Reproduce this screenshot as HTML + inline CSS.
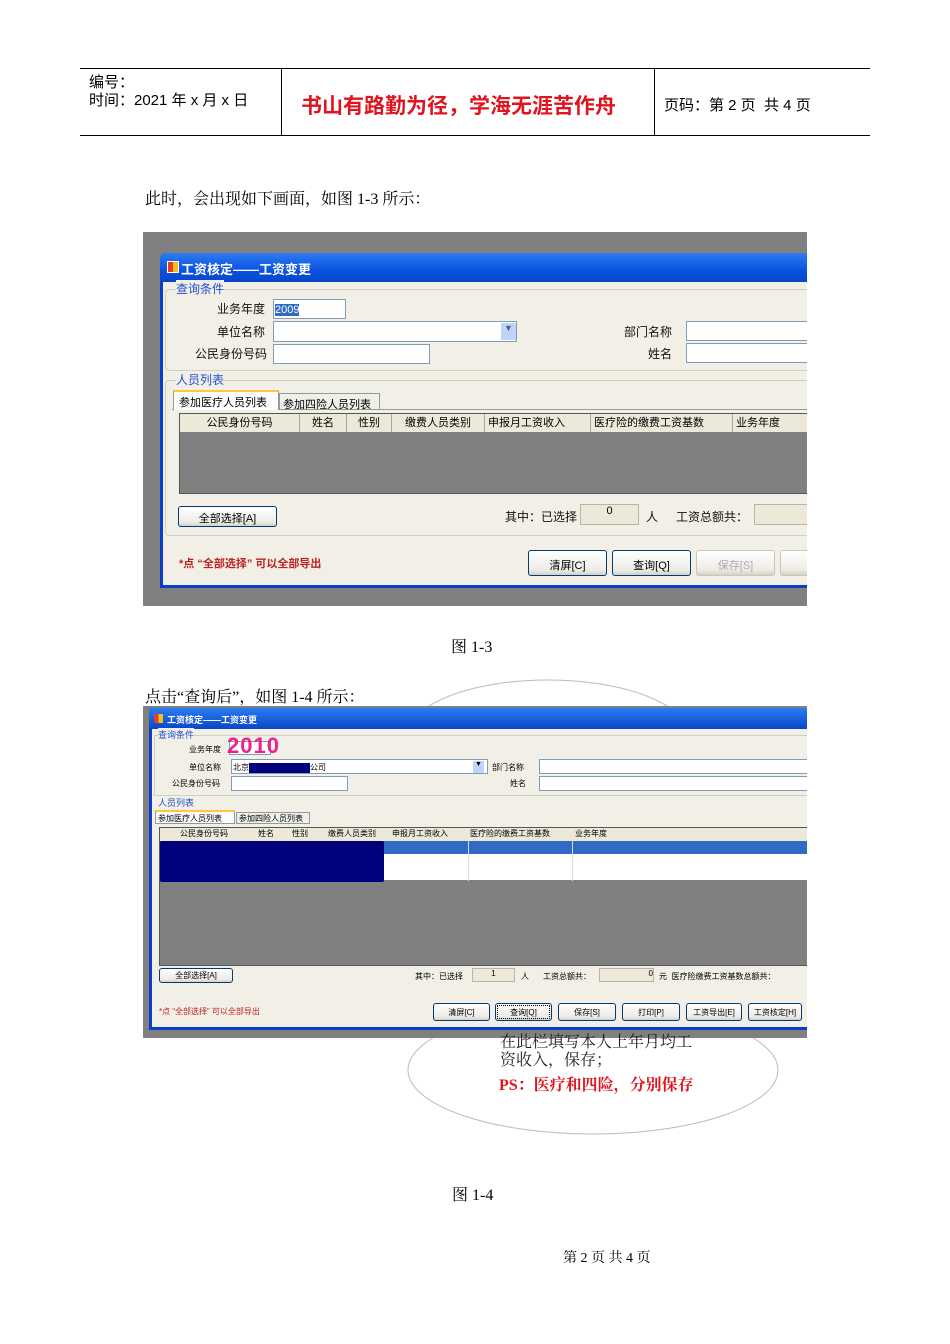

* * *

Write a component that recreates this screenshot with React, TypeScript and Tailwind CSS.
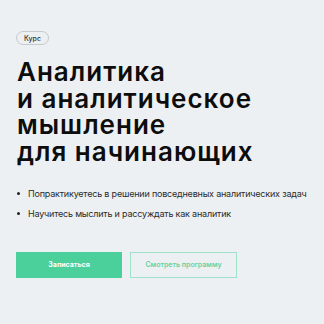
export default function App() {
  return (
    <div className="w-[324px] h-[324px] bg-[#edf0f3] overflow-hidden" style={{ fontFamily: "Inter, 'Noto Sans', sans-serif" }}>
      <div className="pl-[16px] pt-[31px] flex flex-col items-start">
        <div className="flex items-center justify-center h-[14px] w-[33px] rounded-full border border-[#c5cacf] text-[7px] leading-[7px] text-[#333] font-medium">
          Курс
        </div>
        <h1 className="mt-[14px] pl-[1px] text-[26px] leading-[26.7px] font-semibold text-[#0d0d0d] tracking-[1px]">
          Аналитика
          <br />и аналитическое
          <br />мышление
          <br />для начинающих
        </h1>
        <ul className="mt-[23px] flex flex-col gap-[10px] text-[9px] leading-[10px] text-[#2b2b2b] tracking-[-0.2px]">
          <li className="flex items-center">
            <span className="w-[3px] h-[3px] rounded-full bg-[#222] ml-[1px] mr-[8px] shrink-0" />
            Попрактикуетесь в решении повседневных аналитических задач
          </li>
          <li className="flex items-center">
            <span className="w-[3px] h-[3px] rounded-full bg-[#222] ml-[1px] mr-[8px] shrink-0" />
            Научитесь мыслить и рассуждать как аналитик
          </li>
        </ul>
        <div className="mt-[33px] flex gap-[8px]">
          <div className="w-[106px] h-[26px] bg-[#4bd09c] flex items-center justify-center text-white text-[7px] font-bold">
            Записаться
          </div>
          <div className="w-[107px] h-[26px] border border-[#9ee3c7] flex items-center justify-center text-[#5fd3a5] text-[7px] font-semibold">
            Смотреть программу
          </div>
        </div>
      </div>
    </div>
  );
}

WHAT IS NEEDED » Check each line of the entries above for the word "screenshot". List the ones that have it.

CORRECT ANSWER »
Reproduce this screenshot as HTML + inline CSS.
Write a component that recreates this screenshot with React, TypeScript and Tailwind CSS.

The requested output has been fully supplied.